• **The request**
Locate each line below that includes "index" and reproduce it.

• **Data section**
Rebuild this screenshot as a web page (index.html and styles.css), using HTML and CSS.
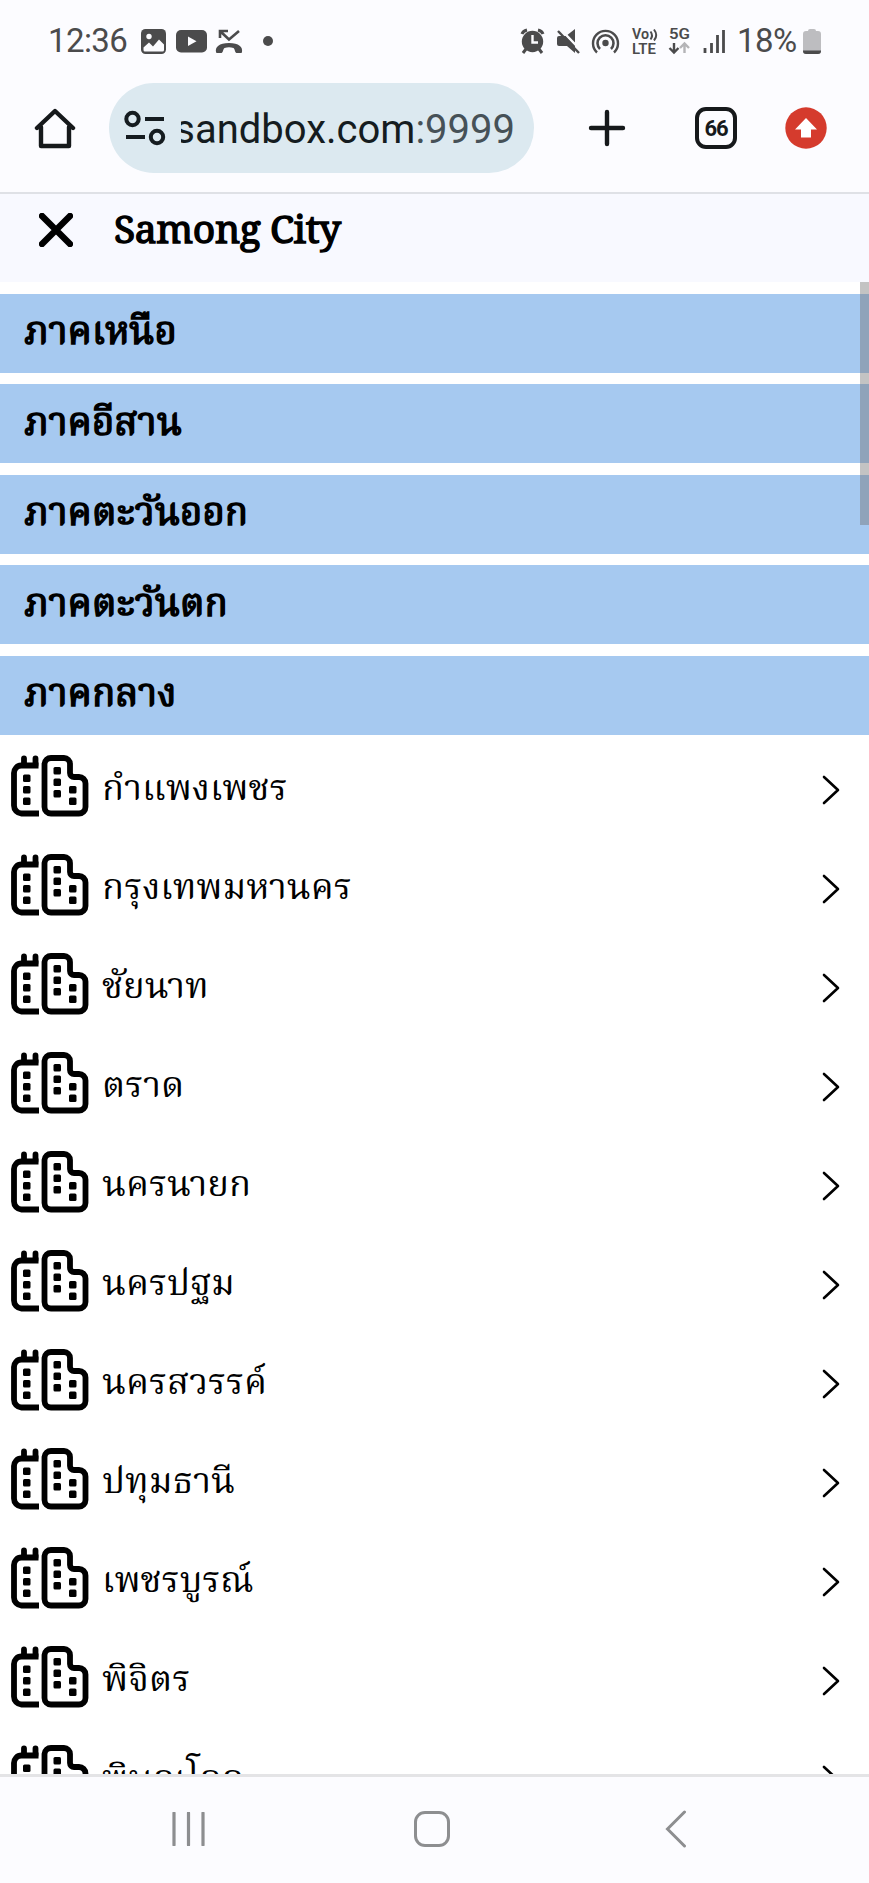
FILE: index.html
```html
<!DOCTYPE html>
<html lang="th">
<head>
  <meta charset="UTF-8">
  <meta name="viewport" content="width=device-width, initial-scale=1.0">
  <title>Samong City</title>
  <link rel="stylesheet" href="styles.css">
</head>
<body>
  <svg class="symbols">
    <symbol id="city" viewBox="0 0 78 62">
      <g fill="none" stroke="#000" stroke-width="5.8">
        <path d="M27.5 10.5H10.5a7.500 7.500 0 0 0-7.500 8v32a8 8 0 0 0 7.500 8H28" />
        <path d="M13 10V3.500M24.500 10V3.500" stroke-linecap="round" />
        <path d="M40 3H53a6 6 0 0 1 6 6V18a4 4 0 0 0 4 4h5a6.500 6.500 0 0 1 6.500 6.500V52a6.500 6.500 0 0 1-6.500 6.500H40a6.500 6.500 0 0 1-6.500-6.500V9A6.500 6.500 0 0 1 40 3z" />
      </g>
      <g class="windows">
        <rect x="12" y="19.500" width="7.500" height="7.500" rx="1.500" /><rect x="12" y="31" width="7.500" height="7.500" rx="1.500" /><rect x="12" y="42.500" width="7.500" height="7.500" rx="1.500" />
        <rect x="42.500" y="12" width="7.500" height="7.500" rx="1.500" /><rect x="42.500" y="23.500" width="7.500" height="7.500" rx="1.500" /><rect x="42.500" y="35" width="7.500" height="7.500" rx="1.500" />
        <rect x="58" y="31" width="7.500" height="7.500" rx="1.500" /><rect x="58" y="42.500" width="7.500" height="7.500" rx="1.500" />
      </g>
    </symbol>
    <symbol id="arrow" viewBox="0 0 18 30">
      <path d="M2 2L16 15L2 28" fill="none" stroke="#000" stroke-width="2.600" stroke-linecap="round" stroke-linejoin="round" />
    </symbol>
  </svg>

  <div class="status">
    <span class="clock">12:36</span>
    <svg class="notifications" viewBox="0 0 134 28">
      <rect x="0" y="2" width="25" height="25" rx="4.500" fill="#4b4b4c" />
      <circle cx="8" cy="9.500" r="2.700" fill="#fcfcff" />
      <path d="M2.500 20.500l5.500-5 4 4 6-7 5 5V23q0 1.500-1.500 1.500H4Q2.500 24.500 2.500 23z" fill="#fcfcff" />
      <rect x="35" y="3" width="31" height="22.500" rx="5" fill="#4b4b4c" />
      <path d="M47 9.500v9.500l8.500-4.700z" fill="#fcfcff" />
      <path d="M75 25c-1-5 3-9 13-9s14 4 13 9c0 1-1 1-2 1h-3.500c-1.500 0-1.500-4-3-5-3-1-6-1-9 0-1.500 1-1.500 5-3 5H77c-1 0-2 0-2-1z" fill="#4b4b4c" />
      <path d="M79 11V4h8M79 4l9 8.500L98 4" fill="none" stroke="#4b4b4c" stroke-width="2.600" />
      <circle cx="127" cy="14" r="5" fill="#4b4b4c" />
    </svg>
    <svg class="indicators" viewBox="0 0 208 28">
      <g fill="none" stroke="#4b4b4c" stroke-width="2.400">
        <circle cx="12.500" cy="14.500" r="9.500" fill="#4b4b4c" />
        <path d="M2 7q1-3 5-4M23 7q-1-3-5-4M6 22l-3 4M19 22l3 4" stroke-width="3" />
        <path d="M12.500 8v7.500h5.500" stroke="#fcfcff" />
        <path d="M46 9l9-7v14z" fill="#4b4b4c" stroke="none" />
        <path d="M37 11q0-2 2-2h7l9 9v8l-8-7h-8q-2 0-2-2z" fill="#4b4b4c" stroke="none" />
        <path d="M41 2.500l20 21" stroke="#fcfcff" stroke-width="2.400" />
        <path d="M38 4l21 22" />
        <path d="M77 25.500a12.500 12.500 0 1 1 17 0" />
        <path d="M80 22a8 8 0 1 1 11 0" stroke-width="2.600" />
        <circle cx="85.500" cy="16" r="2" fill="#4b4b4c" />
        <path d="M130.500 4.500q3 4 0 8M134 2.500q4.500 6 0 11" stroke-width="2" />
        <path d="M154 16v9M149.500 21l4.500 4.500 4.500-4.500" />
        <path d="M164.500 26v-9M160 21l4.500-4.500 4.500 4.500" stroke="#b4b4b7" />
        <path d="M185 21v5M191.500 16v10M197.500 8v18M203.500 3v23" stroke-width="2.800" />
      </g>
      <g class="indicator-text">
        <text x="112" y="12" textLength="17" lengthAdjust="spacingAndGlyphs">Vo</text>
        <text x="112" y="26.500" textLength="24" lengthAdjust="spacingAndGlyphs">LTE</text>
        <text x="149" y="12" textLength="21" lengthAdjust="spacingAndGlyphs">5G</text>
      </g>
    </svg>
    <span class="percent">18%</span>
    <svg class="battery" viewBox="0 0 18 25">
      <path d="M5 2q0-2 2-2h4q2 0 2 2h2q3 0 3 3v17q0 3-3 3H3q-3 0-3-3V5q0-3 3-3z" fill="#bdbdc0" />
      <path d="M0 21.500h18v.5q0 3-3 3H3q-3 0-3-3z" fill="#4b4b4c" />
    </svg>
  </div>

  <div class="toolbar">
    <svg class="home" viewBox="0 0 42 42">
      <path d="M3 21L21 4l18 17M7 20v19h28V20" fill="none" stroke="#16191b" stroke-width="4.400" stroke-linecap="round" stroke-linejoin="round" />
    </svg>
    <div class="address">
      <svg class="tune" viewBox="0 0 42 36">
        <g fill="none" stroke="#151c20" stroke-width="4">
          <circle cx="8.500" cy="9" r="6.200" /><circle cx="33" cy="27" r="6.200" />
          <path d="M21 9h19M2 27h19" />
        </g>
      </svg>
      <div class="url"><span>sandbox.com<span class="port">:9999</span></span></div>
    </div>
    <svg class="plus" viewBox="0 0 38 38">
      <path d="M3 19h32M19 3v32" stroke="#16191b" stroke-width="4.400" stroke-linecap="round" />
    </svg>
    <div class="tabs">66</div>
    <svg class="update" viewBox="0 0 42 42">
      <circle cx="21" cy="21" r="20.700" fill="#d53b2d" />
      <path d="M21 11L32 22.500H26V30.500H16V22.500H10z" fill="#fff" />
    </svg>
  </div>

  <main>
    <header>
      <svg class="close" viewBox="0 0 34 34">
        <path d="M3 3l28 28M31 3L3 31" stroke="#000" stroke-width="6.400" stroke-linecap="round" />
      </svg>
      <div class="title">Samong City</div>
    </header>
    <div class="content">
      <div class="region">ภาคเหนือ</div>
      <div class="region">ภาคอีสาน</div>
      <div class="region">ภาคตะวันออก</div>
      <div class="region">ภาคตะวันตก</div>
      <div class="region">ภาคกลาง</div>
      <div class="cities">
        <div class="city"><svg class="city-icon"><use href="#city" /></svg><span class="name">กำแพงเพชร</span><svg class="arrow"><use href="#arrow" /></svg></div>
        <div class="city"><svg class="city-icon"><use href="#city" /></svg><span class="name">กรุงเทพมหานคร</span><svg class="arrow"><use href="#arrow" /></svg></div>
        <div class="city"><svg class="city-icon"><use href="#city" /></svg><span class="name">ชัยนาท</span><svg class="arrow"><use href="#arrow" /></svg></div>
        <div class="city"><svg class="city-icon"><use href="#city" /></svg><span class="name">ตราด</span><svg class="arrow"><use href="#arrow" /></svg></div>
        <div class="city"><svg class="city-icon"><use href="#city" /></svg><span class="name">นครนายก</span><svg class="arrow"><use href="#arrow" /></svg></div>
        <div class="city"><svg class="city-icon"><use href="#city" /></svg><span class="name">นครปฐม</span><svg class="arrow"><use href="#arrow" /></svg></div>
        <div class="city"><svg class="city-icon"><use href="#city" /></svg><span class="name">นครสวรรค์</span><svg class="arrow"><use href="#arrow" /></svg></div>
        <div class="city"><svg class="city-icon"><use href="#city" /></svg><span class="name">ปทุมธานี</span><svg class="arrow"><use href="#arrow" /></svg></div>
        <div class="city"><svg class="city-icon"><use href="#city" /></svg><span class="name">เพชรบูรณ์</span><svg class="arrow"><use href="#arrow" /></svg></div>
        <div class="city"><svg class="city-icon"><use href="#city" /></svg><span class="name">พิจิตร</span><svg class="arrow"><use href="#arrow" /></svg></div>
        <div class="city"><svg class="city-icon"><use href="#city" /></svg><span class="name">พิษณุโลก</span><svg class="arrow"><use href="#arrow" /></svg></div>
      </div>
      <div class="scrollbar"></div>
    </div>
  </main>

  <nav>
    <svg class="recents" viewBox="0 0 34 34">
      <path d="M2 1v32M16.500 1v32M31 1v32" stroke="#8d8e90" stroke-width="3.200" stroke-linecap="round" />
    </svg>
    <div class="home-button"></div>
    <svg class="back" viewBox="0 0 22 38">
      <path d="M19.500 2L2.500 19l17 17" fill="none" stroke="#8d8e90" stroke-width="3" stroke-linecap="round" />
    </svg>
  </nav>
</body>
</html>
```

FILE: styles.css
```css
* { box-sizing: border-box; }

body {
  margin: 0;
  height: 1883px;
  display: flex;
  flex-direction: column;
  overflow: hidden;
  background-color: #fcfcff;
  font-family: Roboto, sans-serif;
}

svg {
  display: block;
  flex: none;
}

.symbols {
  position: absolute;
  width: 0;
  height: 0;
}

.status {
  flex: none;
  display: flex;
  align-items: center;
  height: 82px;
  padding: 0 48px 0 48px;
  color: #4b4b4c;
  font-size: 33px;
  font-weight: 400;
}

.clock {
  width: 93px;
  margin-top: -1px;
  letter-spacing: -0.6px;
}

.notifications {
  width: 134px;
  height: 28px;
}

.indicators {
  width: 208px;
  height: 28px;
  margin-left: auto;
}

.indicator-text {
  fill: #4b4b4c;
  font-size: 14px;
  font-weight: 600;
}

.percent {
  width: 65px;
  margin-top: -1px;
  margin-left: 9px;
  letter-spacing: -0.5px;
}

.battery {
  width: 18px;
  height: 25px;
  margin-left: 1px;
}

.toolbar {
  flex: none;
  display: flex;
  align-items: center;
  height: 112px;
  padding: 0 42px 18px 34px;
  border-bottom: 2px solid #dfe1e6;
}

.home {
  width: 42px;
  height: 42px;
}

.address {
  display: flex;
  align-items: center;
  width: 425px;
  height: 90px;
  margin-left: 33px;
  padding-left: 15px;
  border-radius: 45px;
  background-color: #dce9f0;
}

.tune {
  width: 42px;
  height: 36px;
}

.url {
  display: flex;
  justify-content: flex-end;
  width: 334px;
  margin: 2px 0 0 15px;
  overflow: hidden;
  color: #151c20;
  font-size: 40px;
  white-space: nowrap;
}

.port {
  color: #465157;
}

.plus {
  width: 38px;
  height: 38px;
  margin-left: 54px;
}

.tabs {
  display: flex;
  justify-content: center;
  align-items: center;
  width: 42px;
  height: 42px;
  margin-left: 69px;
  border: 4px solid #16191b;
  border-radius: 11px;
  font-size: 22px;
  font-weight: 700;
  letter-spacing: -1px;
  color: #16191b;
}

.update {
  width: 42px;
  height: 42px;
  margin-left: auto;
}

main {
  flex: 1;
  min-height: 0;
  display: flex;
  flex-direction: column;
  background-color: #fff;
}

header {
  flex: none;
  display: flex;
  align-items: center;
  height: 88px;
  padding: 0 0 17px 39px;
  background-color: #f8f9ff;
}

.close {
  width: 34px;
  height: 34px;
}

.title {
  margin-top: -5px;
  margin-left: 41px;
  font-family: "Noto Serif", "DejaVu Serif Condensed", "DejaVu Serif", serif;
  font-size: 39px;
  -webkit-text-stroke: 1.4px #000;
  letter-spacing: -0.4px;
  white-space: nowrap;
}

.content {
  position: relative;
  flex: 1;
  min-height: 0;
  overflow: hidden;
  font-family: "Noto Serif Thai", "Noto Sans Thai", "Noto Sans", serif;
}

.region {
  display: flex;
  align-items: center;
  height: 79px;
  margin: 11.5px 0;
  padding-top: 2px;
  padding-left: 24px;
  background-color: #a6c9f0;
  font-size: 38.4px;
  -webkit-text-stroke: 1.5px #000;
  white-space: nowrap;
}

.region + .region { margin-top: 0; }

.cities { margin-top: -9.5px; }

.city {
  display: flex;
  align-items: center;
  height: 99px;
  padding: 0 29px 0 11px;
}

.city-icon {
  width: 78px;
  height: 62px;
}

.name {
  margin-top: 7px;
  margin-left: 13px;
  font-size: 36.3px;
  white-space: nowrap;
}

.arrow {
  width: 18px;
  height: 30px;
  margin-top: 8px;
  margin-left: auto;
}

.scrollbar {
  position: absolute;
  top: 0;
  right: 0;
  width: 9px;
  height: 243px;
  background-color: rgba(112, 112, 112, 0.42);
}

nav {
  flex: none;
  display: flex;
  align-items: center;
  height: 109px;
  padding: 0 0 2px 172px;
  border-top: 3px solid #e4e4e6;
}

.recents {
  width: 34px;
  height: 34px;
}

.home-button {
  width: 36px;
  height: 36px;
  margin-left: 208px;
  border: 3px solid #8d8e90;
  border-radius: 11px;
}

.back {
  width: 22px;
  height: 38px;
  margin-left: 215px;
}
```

• **Reply to the task**
Rebuild this screenshot as a web page (index.html and styles.css), using HTML and CSS.
FILE: index.html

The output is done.